Astonishingly, Newhouse's LawBeat blog scolds Supreme Court reporters for not covering the story of retired justice O'Connor's husband's forming a new relationship at his Alzheimer's home. Mark Obbie and many others don't seem to understand the difference between the original news report by a local Arizona TV station and the subsequent retreadings. The TV report focused on the Alzheimer's aspect of the story; Mr. O'Connor and his son Scott initially are introduced simply by their names, with their connection to the justice mentioned only after the subject of the report -- how Alzheimer's patients may fall in love with someone new -- has been clearly established, in part by noting other patients at the same care facility who have done the same. The mention of Justice O'Connor is actually necessary to this telling of the story, because she is contrasted with a spouse who was much less understanding of his wife's interest in another man. The total news report is 2 minutes, 51 seconds; the Justice O'Connor connection is noted halfway through.

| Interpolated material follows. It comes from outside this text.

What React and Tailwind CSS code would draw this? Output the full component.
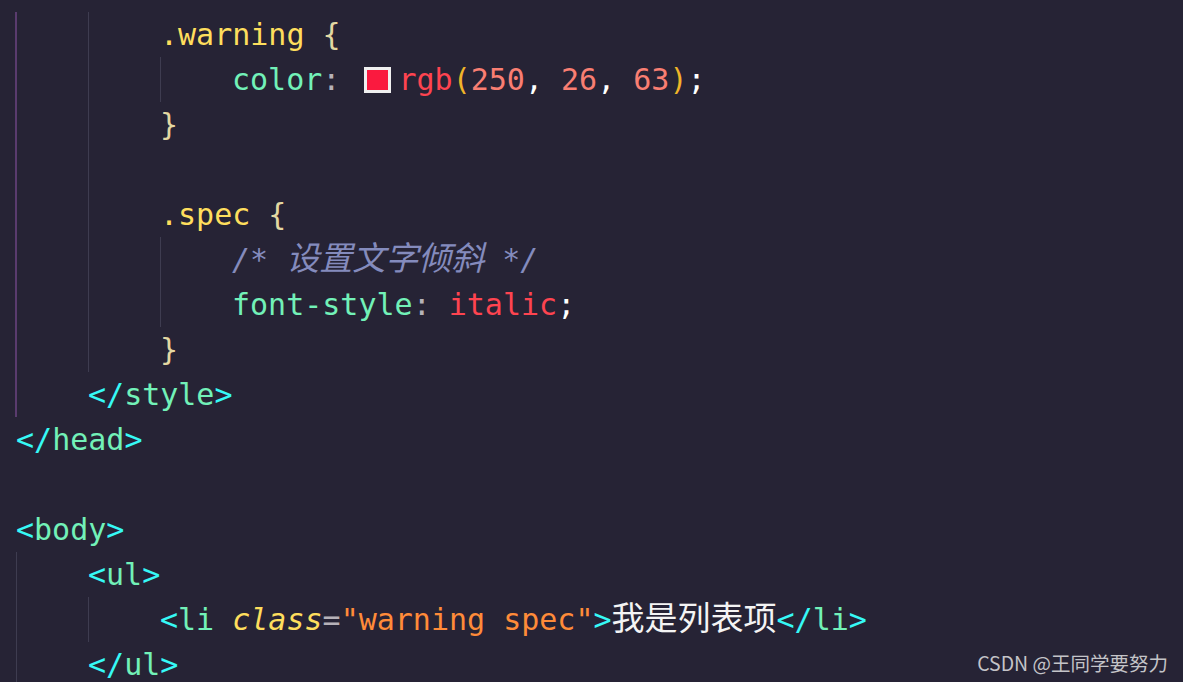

In contrast, the USA Today story by O'Connor's biographer and repeated tellings on specifically law-oriented blogs, especially the initial tacky headline on Above the Law, are much less interested in Alzheimer's and instead focus on the Justice O'Connor aspect of the story. On the one hand, this makes sense; biographers of Supreme Court justices and other legally-oriented writers have no particular reason to report on Alzheimer's any more than they would Parkinson's. On the other hand, their blatant lack of interest in the medical side of the story devolves it into mere gossip mongering. The reason for the O'Connors to have cooperated in the story -- to help raise awareness and show that at least one spouse can be happy for her ill husband -- is completely lost if the story is about Justice O'Connor rather than about this Alzheimer's behavior.
Hopefully Obbie will figure out that's why Supreme Court reporters don't consider this story to be worth their notice. Properly told, it's about a medical condition and thus belongs in the Health or Life section, not in the Legal one. ATL is openly a gossip site, so its coverage is unsurprising. But I doubt even Dahlia Lithwick, who has declared it her mission to demystify the Supreme Court, would want to explain why law geeks should know or care about how a particular disease has affected the behavior of someone who was never even a well-known attorney in private practice.